A tibble::tibble with general compound information (one row per compound):

  • compound_id: the ID of the compound.

  • name: the compound's name.

  • inchi: the InChI of the compound.

  • inchikey: the InChI key.

  • smiles: the SMILES representation of the compound.

  • formula: the chemical formula.

  • exactmass: the compound's mass.

  • compound_class: the class of the compound.

  • ionization_mode: the ionization mode.

  • precursor_mz: the precursor m/z value.

  • precursor_type: the precursor type.

  • retention_time: the retention time.

  • ccs: the collision cross-section.

  • spectrum: the spectrum data (i.e. the mass peaks, as a concatenated character string).

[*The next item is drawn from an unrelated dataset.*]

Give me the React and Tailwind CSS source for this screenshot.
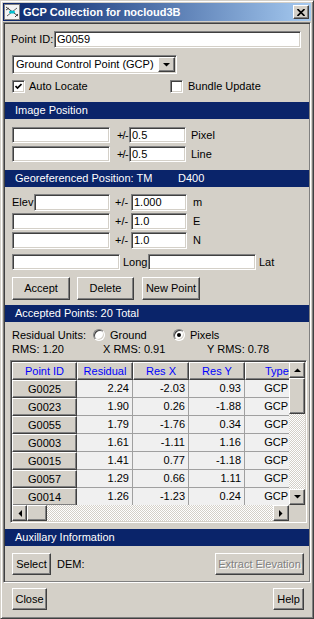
const sunken =
  'bg-white border border-t-[#808080] border-l-[#808080] border-b-white border-r-white shadow-[inset_1px_1px_0_#404040,inset_-1px_-1px_0_#d4d0c8]'
const raised =
  'bg-[#d4d0c8] border border-t-white border-l-white border-b-[#404040] border-r-[#404040] shadow-[inset_-1px_-1px_0_#808080]'
const dither = 'bg-[image:repeating-conic-gradient(#ffffff_0_25%,#d4d0c8_0_50%)] bg-[length:2px_2px]'

function Field({ w, h = 'h-[17px]', value = '' }) {
  return <div className={`${sunken} ${w} ${h} flex items-center pl-[2px] shrink-0 overflow-hidden`}>{value}</div>
}

function Button({ w, h = 'h-[23px]', children, disabled }) {
  return (
    <div
      className={`${raised} ${w} ${h} flex items-center justify-center shrink-0 ${
        disabled ? 'text-[#808080] [text-shadow:1px_1px_0_#ffffff]' : ''
      }`}
    >
      {children}
    </div>
  )
}

function Header({ children }) {
  return <div className="h-[17px] bg-[#0a246a] text-white flex items-center pl-[10px] shrink-0">{children}</div>
}

function Checkbox({ checked }) {
  return (
    <div className={`${sunken} w-[13px] h-[13px] flex items-center justify-center shrink-0`}>
      {checked && (
        <svg width="7" height="7" viewBox="0 0 7 7">
          <polyline points="0.5,3 2.5,5 6.5,1" fill="none" stroke="#000" strokeWidth="1.7" />
        </svg>
      )}
    </div>
  )
}

function Radio({ checked }) {
  return (
    <div className="w-[12px] h-[12px] rounded-full border border-t-[#808080] border-l-[#808080] border-b-white border-r-white bg-white shadow-[inset_1px_1px_0_#404040,inset_-1px_-1px_0_#d4d0c8] flex items-center justify-center shrink-0">
      {checked && <div className="w-[4px] h-[4px] rounded-full bg-black" />}
    </div>
  )
}

function Arrow({ dir }) {
  const pts = {
    up: '0,4 7,4 3.5,0.5',
    down: '0,0 7,0 3.5,3.5',
    left: '4,0 4,7 0.5,3.5',
    right: '0,0 0,7 3.5,3.5',
  }[dir]
  const vertical = dir === 'up' || dir === 'down'
  return (
    <svg width={vertical ? 7 : 4} height={vertical ? 4 : 7} viewBox={vertical ? '0 0 7 4' : '0 0 4 7'}>
      <polygon points={pts} fill="#000" />
    </svg>
  )
}

const rows = [
  ['G0025', '2.24', '-2.03', '0.93'],
  ['G0023', '1.90', '0.26', '-1.88'],
  ['G0055', '1.79', '-1.76', '0.34'],
  ['G0003', '1.61', '-1.11', '1.16'],
  ['G0015', '1.41', '0.77', '-1.18'],
  ['G0057', '1.29', '0.66', '1.11'],
  ['G0014', '1.26', '-1.23', '0.24'],
]

function App() {
  return (
    <div className="w-[314px] h-[619px] bg-[#d4d0c8] font-['Liberation_Sans',Arial,sans-serif] text-[11px] leading-none text-black border border-t-[#d4d0c8] border-l-[#d4d0c8] border-b-[#404040] border-r-[#404040] shadow-[inset_1px_1px_0_#ffffff,inset_-1px_-1px_0_#808080] p-[2px] flex flex-col overflow-hidden whitespace-nowrap">
      {/* Title bar */}
      <div className="h-[18px] bg-gradient-to-r from-[#0a246a] to-[#a6caf0] flex items-center shrink-0">
        <svg width="16" height="16" viewBox="0 0 16 16" className="ml-[1px] shrink-0">
          <rect x="0.5" y="0.5" width="15" height="15" fill="#f4f4f4" stroke="#808080" />
          <line x1="2" y1="3" x2="14" y2="12" stroke="#404040" strokeWidth="1" />
          <line x1="3" y1="12" x2="13" y2="4" stroke="#606060" strokeWidth="1" />
          <line x1="2" y1="6" x2="5" y2="4" stroke="#404040" strokeWidth="1" />
          <line x1="11" y1="13" x2="14" y2="10" stroke="#404040" strokeWidth="1" />
          <ellipse cx="8" cy="8" rx="3" ry="1.6" fill="#00c0d0" />
        </svg>
        <span className="ml-[3px] text-white font-bold text-[11px]">GCP Collection for nocloud3B</span>
        <div className={`${raised} w-[16px] h-[14px] ml-auto mr-[2px] flex items-center justify-center`}>
          <svg width="8" height="7" viewBox="0 0 8 7">
            <path d="M0.5 0 L7.5 7 M7.5 0 L0.5 7" stroke="#000" strokeWidth="1.6" />
          </svg>
        </div>
      </div>

      {/* Main panel */}
      <div className="mt-[1px] h-[561px] shrink-0 border border-t-[#808080] border-l-[#808080] border-b-white border-r-white shadow-[inset_1px_1px_0_#404040,inset_-1px_-1px_0_#808080] p-[1px] flex flex-col">
        {/* Point ID */}
        <div className="mt-[7px] h-[17px] flex items-center pl-[6px]">
          <span className="w-[43px] shrink-0">Point ID:</span>
          <Field w="w-[247px]" value="G0059" />
        </div>

        {/* Type dropdown */}
        <div className={`${sunken} mt-[7px] ml-[7px] w-[165px] h-[19px] flex items-center justify-between pl-[3px] pr-[1px]`}>
          <span>Ground Control Point (GCP)</span>
          <div className={`${raised} w-[17px] h-[15px] flex items-center justify-center`}>
            <Arrow dir="down" />
          </div>
        </div>

        {/* Checkboxes */}
        <div className="mt-[6px] h-[13px] flex items-center pl-[7px]">
          <div className="w-[158px] flex items-center shrink-0">
            <Checkbox checked />
            <span className="ml-[4px]">Auto Locate</span>
          </div>
          <Checkbox />
          <span className="ml-[5px]">Bundle Update</span>
        </div>

        {/* Image position */}
        <div className="mt-[9px]">
          <Header>Image Position</Header>
        </div>
        <div className="mt-[8px] h-[16px] flex items-center pl-[7px]">
          <Field w="w-[98px]" h="h-[16px]" />
          <span className="ml-[7px] w-[12px] tracking-[-0.8px] shrink-0">+/-</span>
          <Field w="w-[57px]" h="h-[16px]" value="0.5" />
          <span className="ml-[5px]">Pixel</span>
        </div>
        <div className="mt-[3px] h-[16px] flex items-center pl-[7px]">
          <Field w="w-[98px]" h="h-[16px]" />
          <span className="ml-[7px] w-[12px] tracking-[-0.8px] shrink-0">+/-</span>
          <Field w="w-[57px]" h="h-[16px]" value="0.5" />
          <span className="ml-[5px]">Line</span>
        </div>

        {/* Georeferenced position */}
        <div className="mt-[8px]">
          <Header>
            <span className="w-[163px] shrink-0">Georeferenced Position: TM</span>
            <span>D400</span>
          </Header>
        </div>
        <div className="mt-[7px] h-[17px] flex items-center pl-[7px]">
          <span className="w-[22px] shrink-0">Elev</span>
          <Field w="w-[76px]" />
          <span className="ml-[5px] w-[16px] shrink-0">+/-</span>
          <Field w="w-[56px]" value="1.000" />
          <span className="ml-[6px]">m</span>
        </div>
        <div className="mt-[2px] h-[17px] flex items-center pl-[7px]">
          <Field w="w-[98px]" />
          <span className="ml-[5px] w-[16px] shrink-0">+/-</span>
          <Field w="w-[56px]" value="1.0" />
          <span className="ml-[6px]">E</span>
        </div>
        <div className="mt-[2px] h-[17px] flex items-center pl-[7px]">
          <Field w="w-[98px]" />
          <span className="ml-[5px] w-[16px] shrink-0">+/-</span>
          <Field w="w-[56px]" value="1.0" />
          <span className="ml-[6px]">N</span>
        </div>
        <div className="mt-[5px] h-[16px] flex items-center pl-[7px]">
          <Field w="w-[108px]" h="h-[16px]" />
          <span className="ml-[3px] w-[25px] shrink-0">Long</span>
          <Field w="w-[108px]" h="h-[16px]" />
          <span className="ml-[3px]">Lat</span>
        </div>

        {/* Actions */}
        <div className="mt-[7px] flex items-center pl-[7px]">
          <Button w="w-[58px]">Accept</Button>
          <div className="ml-[7px]">
            <Button w="w-[57px]">Delete</Button>
          </div>
          <div className="ml-[8px]">
            <Button w="w-[58px]">New Point</Button>
          </div>
        </div>

        {/* Accepted points */}
        <div className="mt-[5px]">
          <Header>Accepted Points: 20 Total</Header>
        </div>
        <div className="mt-[6px] h-[14px] flex items-center pl-[7px]">
          <span className="w-[81px] shrink-0">Residual Units:</span>
          <Radio />
          <span className="ml-[5px] w-[63px] shrink-0">Ground</span>
          <Radio checked />
          <span className="ml-[5px]">Pixels</span>
        </div>
        <div className="h-[14px] flex items-center pl-[7px]">
          <span className="w-[91px] shrink-0">RMS: 1.20</span>
          <span className="w-[104px] shrink-0">X RMS: 0.91</span>
          <span>Y RMS: 0.78</span>
        </div>

        {/* Table */}
        <div className="mt-[4px] ml-[5px] w-[297px] h-[163px] border border-t-[#808080] border-l-[#808080] border-b-white border-r-white shadow-[inset_1px_1px_0_#404040,inset_-1px_-1px_0_#d4d0c8] p-[1px] flex flex-col">
          <div className="h-[143px] flex">
            <div className="w-[277px] h-[143px] overflow-hidden flex flex-col bg-[#d4d0c8]">
              <div className="h-[18px] flex shrink-0 text-[#0000ff]">
                <div className={`${raised} w-[65px] h-[18px] flex items-center justify-center shrink-0`}>Point ID</div>
                <div className={`${raised} w-[56px] h-[18px] flex items-center justify-center shrink-0`}>Residual</div>
                <div className={`${raised} w-[56px] h-[18px] flex items-center justify-center shrink-0`}>Res X</div>
                <div className={`${raised} w-[56px] h-[18px] flex items-center justify-center shrink-0`}>Res Y</div>
                <div className={`${raised} w-[60px] h-[18px] flex items-center pl-[19px] shrink-0`}>Type</div>
              </div>
              {rows.map((r) => (
                <div key={r[0]} className="h-[18px] flex shrink-0">
                  <div className={`${raised} w-[65px] h-[18px] flex items-center justify-center shrink-0`}>{r[0]}</div>
                  {r.slice(1).map((v, i) => (
                    <div
                      key={i}
                      className="w-[56px] h-[18px] bg-[#f0f0f0] border-r border-b border-[#a0a0a0] flex items-center justify-end pr-[3px] shrink-0"
                    >
                      {v}
                    </div>
                  ))}
                  <div className="w-[44px] h-[18px] bg-[#f0f0f0] border-b border-[#a0a0a0] flex items-center justify-end pr-[1px] shrink-0">
                    GCP
                  </div>
                </div>
              ))}
            </div>
            {/* Vertical scrollbar */}
            <div className="w-[16px] h-[143px] flex flex-col shrink-0">
              <div className={`${raised} h-[16px] flex items-center justify-center shrink-0`}>
                <Arrow dir="up" />
              </div>
              <div className={`${raised} h-[36px] shrink-0`} />
              <div className={`flex-1 ${dither}`} />
              <div className={`${raised} h-[16px] flex items-center justify-center shrink-0`}>
                <Arrow dir="down" />
              </div>
            </div>
          </div>
          {/* Horizontal scrollbar */}
          <div className="h-[16px] flex shrink-0">
            <div className="w-[277px] flex">
              <div className={`${raised} w-[15px] h-[16px] flex items-center justify-center shrink-0`}>
                <Arrow dir="left" />
              </div>
              <div className={`${raised} w-[20px] h-[16px] shrink-0`} />
              <div className={`flex-1 ${dither}`} />
              <div className={`${raised} w-[16px] h-[16px] flex items-center justify-center shrink-0`}>
                <Arrow dir="right" />
              </div>
            </div>
            <div className="w-[16px] bg-[#d4d0c8]" />
          </div>
        </div>

        {/* Auxillary */}
        <div className="mt-[6px]">
          <Header>Auxillary Information</Header>
        </div>
        <div className="mt-[7px] flex items-center pl-[7px] pr-[5px]">
          <Button w="w-[39px]" h="h-[22px]">Select</Button>
          <span className="ml-[6px]">DEM:</span>
          <div className="ml-auto">
            <Button w="w-[89px]" h="h-[22px]" disabled>
              Extract Elevation
            </Button>
          </div>
        </div>
      </div>

      {/* Bottom buttons */}
      <div className="mt-[5px] flex items-center pl-[9px] pr-[7px]">
        <Button w="w-[35px]" h="h-[22px]">Close</Button>
        <div className="ml-auto">
          <Button w="w-[31px]" h="h-[22px]">Help</Button>
        </div>
      </div>
    </div>
  )
}

export default App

  • synonyms: the compound's synonyms (aliases). This type of this column is by default a list to support multiple aliases per compound, unless argument collapse is provided, in which case multiple synonyms are pasted into a single element separated by the value of collapse.

See also

Other compound table creation functions: compound_tbl_sdf()

Author

Johannes Rainer, Jan Stanstrup and Prateek Arora

Examples


## Read compound information from a subset of HMDB
fl <- system.file("json/MoNa-LipidBlast_sub.json", package = "CompoundDb")
cmps <- compound_tbl_lipidblast(fl, n = 50000, verbose = TRUE)
#> Processed 8 elements
cmps
#> # A tibble: 8 × 15
#>   compound_id      name   inchi inchikey smiles formula exactmass compound_class
#>   <chr>            <chr>  <chr> <chr>    <chr>  <chr>       <dbl> <chr>         
#> 1 LipidBlast000001 CerP … InCh… FIIUKKI… "CCCC… C24H50…      479. CerP          
#> 2 LipidBlast000002 CerP … InCh… LVZNXIM… "CCCC… C26H54…      507. CerP          
#> 3 LipidBlast000003 CerP … InCh… KKMUWYA… "CCCC… C28H58…      535. CerP          
#> 4 LipidBlast000004 CerP … InCh… LYSHUFF… "CCCC… C30H62…      563. CerP          
#> 5 LipidBlast000005 CerP … InCh… OKWWFSI… "CCCC… C32H66…      591. CerP          
#> 6 LipidBlast000006 CerP … InCh… MKJOCAJ… "CCCC… C32H64…      589. CerP          
#> 7 LipidBlast000007 CerP … InCh… KZLFXFL… "CCCC… C34H70…      619. CerP          
#> 8 LipidBlast000008 CerP … InCh… GTSHVCJ… "CCCC… C36H74…      648. CerP          
#> # ℹ 7 more variables: ionization_mode <chr>, precursor_mz <dbl>,
#> #   precursor_type <chr>, retention_time <dbl>, ccs <dbl>, spectrum <chr>,
#> #   synonyms <list>